WHAT THE TASK REQUIRES: Print the entries below word for word; the pictures stay out of your copy.

(Recorded data)

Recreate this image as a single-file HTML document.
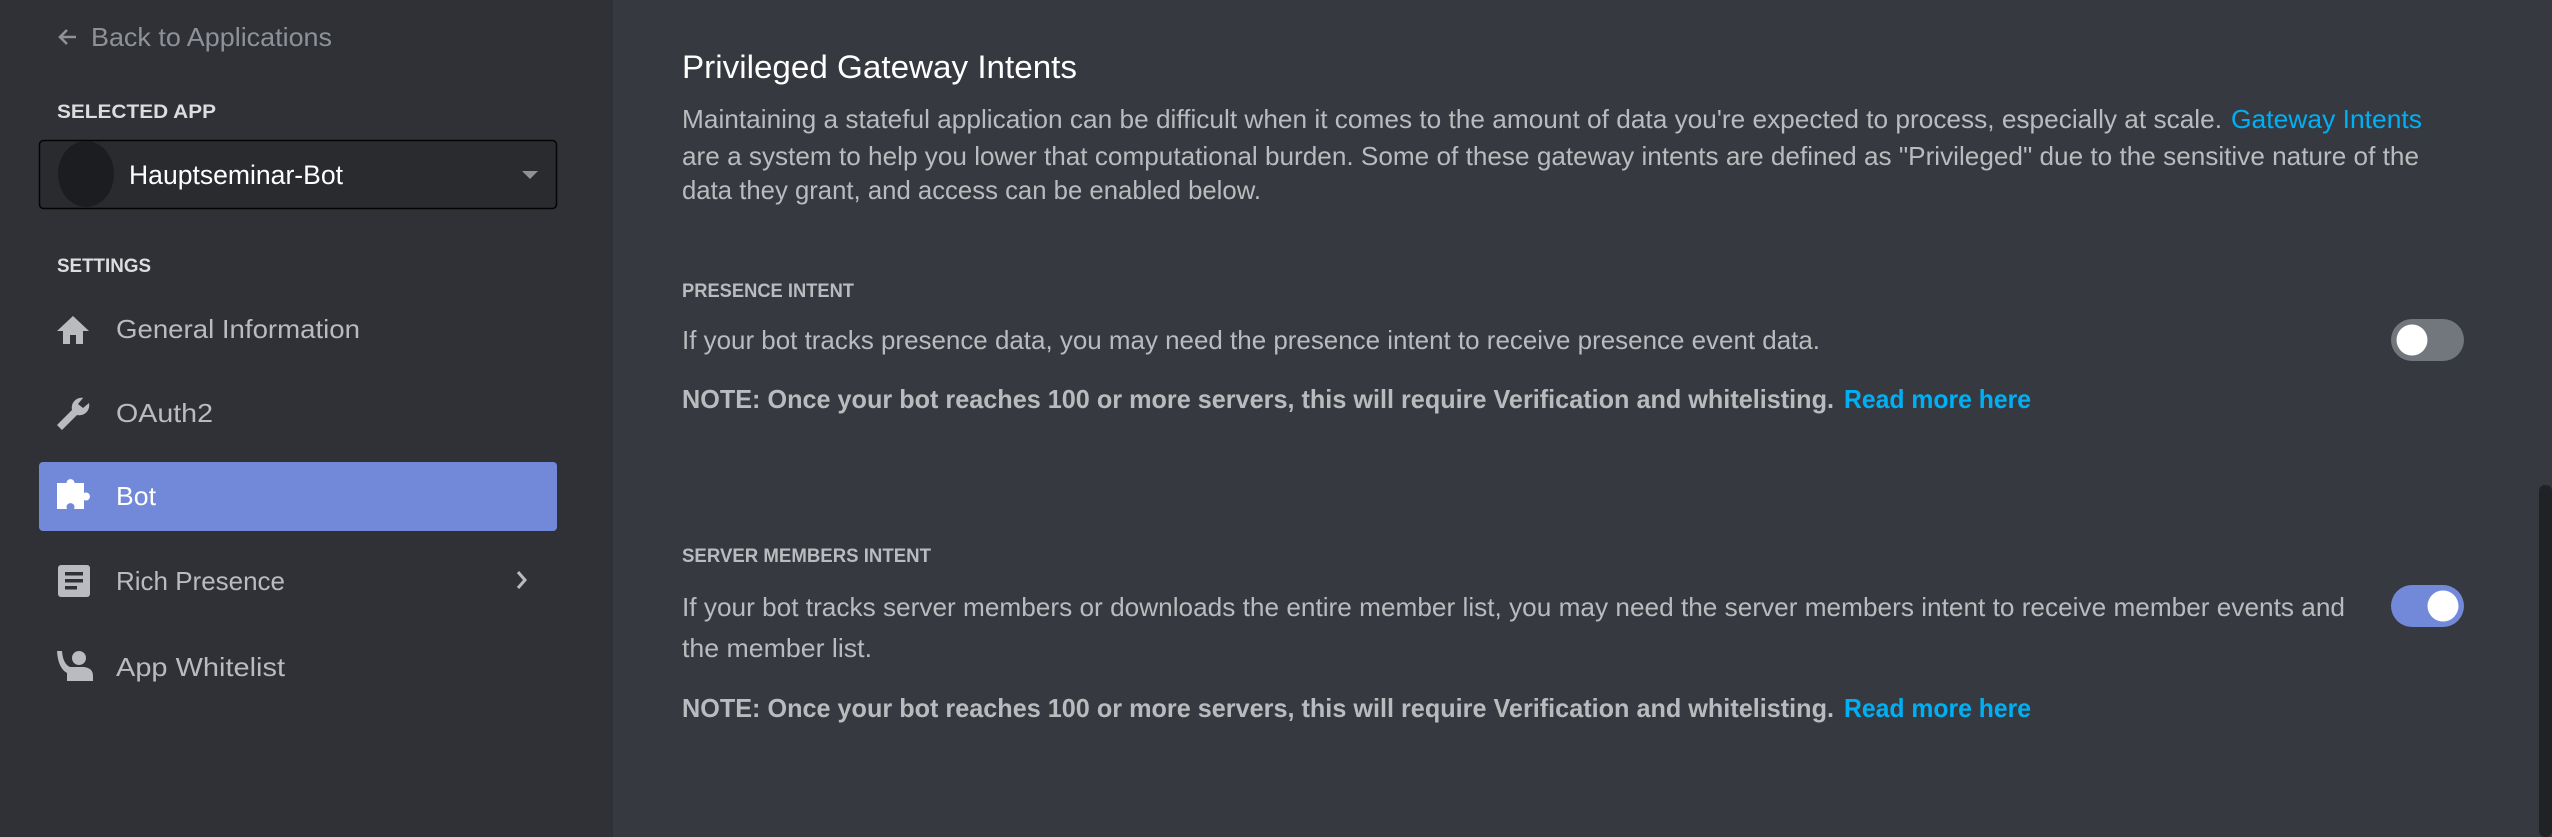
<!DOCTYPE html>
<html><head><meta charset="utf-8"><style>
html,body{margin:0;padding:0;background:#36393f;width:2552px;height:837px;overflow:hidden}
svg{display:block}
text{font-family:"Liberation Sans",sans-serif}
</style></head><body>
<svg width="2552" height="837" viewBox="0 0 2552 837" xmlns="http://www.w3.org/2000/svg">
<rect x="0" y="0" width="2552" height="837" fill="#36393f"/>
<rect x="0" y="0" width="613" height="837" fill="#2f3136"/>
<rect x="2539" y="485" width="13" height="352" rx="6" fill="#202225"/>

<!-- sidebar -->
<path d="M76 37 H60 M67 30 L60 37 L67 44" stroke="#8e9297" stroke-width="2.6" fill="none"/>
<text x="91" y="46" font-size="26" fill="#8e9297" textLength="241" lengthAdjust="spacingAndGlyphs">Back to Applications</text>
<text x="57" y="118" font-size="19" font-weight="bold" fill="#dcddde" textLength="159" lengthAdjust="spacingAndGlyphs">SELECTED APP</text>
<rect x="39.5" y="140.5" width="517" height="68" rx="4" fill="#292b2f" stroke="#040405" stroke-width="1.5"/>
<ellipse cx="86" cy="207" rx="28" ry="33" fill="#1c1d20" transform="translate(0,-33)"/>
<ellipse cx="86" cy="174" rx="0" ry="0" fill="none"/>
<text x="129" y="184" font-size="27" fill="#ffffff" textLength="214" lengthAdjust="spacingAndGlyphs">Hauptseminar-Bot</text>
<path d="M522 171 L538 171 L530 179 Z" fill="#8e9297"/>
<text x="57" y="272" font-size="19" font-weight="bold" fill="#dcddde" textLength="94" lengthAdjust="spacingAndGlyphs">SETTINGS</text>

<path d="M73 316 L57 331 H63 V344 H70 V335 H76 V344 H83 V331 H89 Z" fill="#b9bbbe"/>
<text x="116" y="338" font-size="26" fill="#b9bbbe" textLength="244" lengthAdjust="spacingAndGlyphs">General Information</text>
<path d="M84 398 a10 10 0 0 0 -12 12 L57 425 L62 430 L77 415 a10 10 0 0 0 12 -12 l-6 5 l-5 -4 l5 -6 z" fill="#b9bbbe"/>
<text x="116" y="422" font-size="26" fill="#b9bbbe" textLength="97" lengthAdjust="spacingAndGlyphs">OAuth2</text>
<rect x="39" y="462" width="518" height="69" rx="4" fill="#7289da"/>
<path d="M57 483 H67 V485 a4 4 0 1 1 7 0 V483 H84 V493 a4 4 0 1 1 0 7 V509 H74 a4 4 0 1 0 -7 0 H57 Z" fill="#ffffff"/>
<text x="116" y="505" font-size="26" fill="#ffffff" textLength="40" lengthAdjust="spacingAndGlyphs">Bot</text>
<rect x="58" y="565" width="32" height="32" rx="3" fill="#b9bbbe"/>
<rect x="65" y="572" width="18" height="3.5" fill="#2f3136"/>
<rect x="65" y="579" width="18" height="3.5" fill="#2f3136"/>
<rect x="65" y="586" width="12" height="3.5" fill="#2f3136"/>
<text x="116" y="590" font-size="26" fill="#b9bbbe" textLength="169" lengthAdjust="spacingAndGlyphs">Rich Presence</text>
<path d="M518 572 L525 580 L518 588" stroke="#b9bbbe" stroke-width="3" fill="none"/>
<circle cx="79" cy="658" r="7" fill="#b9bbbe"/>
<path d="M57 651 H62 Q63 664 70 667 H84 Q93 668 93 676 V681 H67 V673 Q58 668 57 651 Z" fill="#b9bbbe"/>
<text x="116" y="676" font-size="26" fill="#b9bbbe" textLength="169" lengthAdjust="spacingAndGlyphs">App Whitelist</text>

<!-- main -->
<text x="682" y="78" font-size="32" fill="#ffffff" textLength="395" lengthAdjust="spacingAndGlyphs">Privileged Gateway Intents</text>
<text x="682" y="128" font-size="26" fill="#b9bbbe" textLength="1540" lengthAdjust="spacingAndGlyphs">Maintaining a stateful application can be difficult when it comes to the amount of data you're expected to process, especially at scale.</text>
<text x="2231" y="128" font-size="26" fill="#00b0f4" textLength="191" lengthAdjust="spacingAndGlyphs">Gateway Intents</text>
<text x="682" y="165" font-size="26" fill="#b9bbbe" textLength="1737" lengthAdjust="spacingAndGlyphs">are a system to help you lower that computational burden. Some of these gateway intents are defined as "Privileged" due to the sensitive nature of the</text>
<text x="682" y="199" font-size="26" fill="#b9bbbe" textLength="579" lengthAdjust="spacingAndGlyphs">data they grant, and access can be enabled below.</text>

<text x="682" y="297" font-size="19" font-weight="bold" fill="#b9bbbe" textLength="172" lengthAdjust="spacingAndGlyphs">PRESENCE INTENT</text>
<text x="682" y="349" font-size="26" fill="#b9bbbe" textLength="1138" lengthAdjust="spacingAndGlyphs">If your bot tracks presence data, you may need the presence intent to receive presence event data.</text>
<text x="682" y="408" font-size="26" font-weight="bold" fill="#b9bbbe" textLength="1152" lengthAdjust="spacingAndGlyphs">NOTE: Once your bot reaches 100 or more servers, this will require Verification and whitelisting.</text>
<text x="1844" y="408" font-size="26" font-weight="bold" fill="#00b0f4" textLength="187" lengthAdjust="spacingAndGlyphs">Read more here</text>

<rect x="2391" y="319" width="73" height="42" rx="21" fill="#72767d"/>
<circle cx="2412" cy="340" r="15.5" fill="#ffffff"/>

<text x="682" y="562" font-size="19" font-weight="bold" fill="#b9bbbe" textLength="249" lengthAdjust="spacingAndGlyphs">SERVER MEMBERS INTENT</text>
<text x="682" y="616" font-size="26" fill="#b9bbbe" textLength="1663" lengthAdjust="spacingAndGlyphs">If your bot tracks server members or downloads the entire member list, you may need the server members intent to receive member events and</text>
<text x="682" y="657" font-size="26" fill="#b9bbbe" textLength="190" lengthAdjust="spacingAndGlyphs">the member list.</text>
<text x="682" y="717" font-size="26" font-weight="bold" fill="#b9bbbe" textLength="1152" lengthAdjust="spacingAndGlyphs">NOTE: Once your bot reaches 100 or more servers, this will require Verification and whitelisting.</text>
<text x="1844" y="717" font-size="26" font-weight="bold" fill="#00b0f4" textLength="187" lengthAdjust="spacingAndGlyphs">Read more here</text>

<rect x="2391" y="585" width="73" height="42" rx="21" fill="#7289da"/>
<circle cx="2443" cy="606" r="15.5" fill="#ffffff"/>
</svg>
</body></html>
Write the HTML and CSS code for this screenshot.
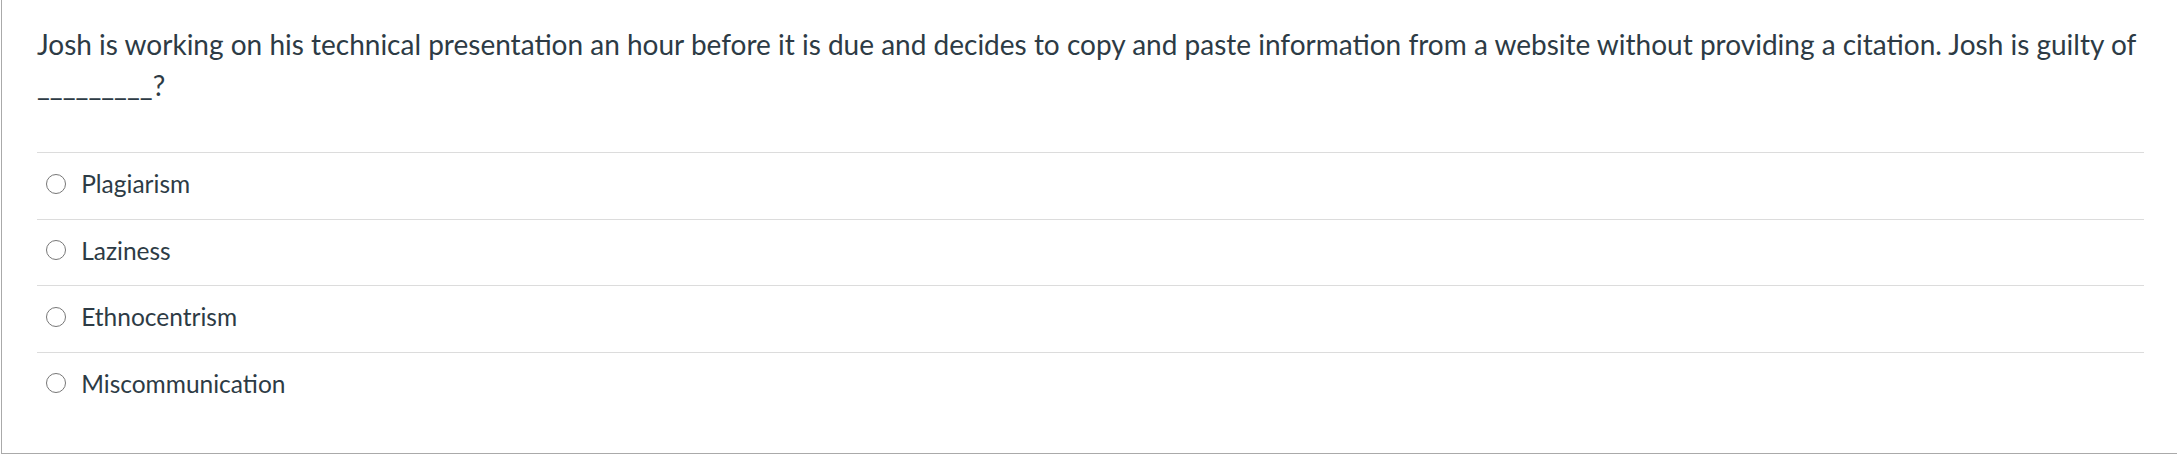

SOLUTION TO THIS EXERCISE:
Recreate this image as a single-file HTML document.
<!DOCTYPE html>
<html><head><meta charset="utf-8"><style>
html,body{margin:0;padding:0;background:#36393f;width:2552px;height:837px;overflow:hidden}
svg{display:block}
text{font-family:"Liberation Sans",sans-serif}
</style></head><body>
<svg width="2552" height="837" viewBox="0 0 2552 837" xmlns="http://www.w3.org/2000/svg">
<rect x="0" y="0" width="2552" height="837" fill="#36393f"/>
<rect x="0" y="0" width="613" height="837" fill="#2f3136"/>
<rect x="2539" y="485" width="13" height="352" rx="6" fill="#202225"/>

<!-- sidebar -->
<path d="M76 37 H60 M67 30 L60 37 L67 44" stroke="#8e9297" stroke-width="2.6" fill="none"/>
<text x="91" y="46" font-size="26" fill="#8e9297" textLength="241" lengthAdjust="spacingAndGlyphs">Back to Applications</text>
<text x="57" y="118" font-size="19" font-weight="bold" fill="#dcddde" textLength="159" lengthAdjust="spacingAndGlyphs">SELECTED APP</text>
<rect x="39.5" y="140.5" width="517" height="68" rx="4" fill="#292b2f" stroke="#040405" stroke-width="1.5"/>
<ellipse cx="86" cy="207" rx="28" ry="33" fill="#1c1d20" transform="translate(0,-33)"/>
<ellipse cx="86" cy="174" rx="0" ry="0" fill="none"/>
<text x="129" y="184" font-size="27" fill="#ffffff" textLength="214" lengthAdjust="spacingAndGlyphs">Hauptseminar-Bot</text>
<path d="M522 171 L538 171 L530 179 Z" fill="#8e9297"/>
<text x="57" y="272" font-size="19" font-weight="bold" fill="#dcddde" textLength="94" lengthAdjust="spacingAndGlyphs">SETTINGS</text>

<path d="M73 316 L57 331 H63 V344 H70 V335 H76 V344 H83 V331 H89 Z" fill="#b9bbbe"/>
<text x="116" y="338" font-size="26" fill="#b9bbbe" textLength="244" lengthAdjust="spacingAndGlyphs">General Information</text>
<path d="M84 398 a10 10 0 0 0 -12 12 L57 425 L62 430 L77 415 a10 10 0 0 0 12 -12 l-6 5 l-5 -4 l5 -6 z" fill="#b9bbbe"/>
<text x="116" y="422" font-size="26" fill="#b9bbbe" textLength="97" lengthAdjust="spacingAndGlyphs">OAuth2</text>
<rect x="39" y="462" width="518" height="69" rx="4" fill="#7289da"/>
<path d="M57 483 H67 V485 a4 4 0 1 1 7 0 V483 H84 V493 a4 4 0 1 1 0 7 V509 H74 a4 4 0 1 0 -7 0 H57 Z" fill="#ffffff"/>
<text x="116" y="505" font-size="26" fill="#ffffff" textLength="40" lengthAdjust="spacingAndGlyphs">Bot</text>
<rect x="58" y="565" width="32" height="32" rx="3" fill="#b9bbbe"/>
<rect x="65" y="572" width="18" height="3.5" fill="#2f3136"/>
<rect x="65" y="579" width="18" height="3.5" fill="#2f3136"/>
<rect x="65" y="586" width="12" height="3.5" fill="#2f3136"/>
<text x="116" y="590" font-size="26" fill="#b9bbbe" textLength="169" lengthAdjust="spacingAndGlyphs">Rich Presence</text>
<path d="M518 572 L525 580 L518 588" stroke="#b9bbbe" stroke-width="3" fill="none"/>
<circle cx="79" cy="658" r="7" fill="#b9bbbe"/>
<path d="M57 651 H62 Q63 664 70 667 H84 Q93 668 93 676 V681 H67 V673 Q58 668 57 651 Z" fill="#b9bbbe"/>
<text x="116" y="676" font-size="26" fill="#b9bbbe" textLength="169" lengthAdjust="spacingAndGlyphs">App Whitelist</text>

<!-- main -->
<text x="682" y="78" font-size="32" fill="#ffffff" textLength="395" lengthAdjust="spacingAndGlyphs">Privileged Gateway Intents</text>
<text x="682" y="128" font-size="26" fill="#b9bbbe" textLength="1540" lengthAdjust="spacingAndGlyphs">Maintaining a stateful application can be difficult when it comes to the amount of data you're expected to process, especially at scale.</text>
<text x="2231" y="128" font-size="26" fill="#00b0f4" textLength="191" lengthAdjust="spacingAndGlyphs">Gateway Intents</text>
<text x="682" y="165" font-size="26" fill="#b9bbbe" textLength="1737" lengthAdjust="spacingAndGlyphs">are a system to help you lower that computational burden. Some of these gateway intents are defined as "Privileged" due to the sensitive nature of the</text>
<text x="682" y="199" font-size="26" fill="#b9bbbe" textLength="579" lengthAdjust="spacingAndGlyphs">data they grant, and access can be enabled below.</text>

<text x="682" y="297" font-size="19" font-weight="bold" fill="#b9bbbe" textLength="172" lengthAdjust="spacingAndGlyphs">PRESENCE INTENT</text>
<text x="682" y="349" font-size="26" fill="#b9bbbe" textLength="1138" lengthAdjust="spacingAndGlyphs">If your bot tracks presence data, you may need the presence intent to receive presence event data.</text>
<text x="682" y="408" font-size="26" font-weight="bold" fill="#b9bbbe" textLength="1152" lengthAdjust="spacingAndGlyphs">NOTE: Once your bot reaches 100 or more servers, this will require Verification and whitelisting.</text>
<text x="1844" y="408" font-size="26" font-weight="bold" fill="#00b0f4" textLength="187" lengthAdjust="spacingAndGlyphs">Read more here</text>

<rect x="2391" y="319" width="73" height="42" rx="21" fill="#72767d"/>
<circle cx="2412" cy="340" r="15.5" fill="#ffffff"/>

<text x="682" y="562" font-size="19" font-weight="bold" fill="#b9bbbe" textLength="249" lengthAdjust="spacingAndGlyphs">SERVER MEMBERS INTENT</text>
<text x="682" y="616" font-size="26" fill="#b9bbbe" textLength="1663" lengthAdjust="spacingAndGlyphs">If your bot tracks server members or downloads the entire member list, you may need the server members intent to receive member events and</text>
<text x="682" y="657" font-size="26" fill="#b9bbbe" textLength="190" lengthAdjust="spacingAndGlyphs">the member list.</text>
<text x="682" y="717" font-size="26" font-weight="bold" fill="#b9bbbe" textLength="1152" lengthAdjust="spacingAndGlyphs">NOTE: Once your bot reaches 100 or more servers, this will require Verification and whitelisting.</text>
<text x="1844" y="717" font-size="26" font-weight="bold" fill="#00b0f4" textLength="187" lengthAdjust="spacingAndGlyphs">Read more here</text>

<rect x="2391" y="585" width="73" height="42" rx="21" fill="#7289da"/>
<circle cx="2443" cy="606" r="15.5" fill="#ffffff"/>
</svg>
</body></html>
Write the HTML and CSS code for this screenshot.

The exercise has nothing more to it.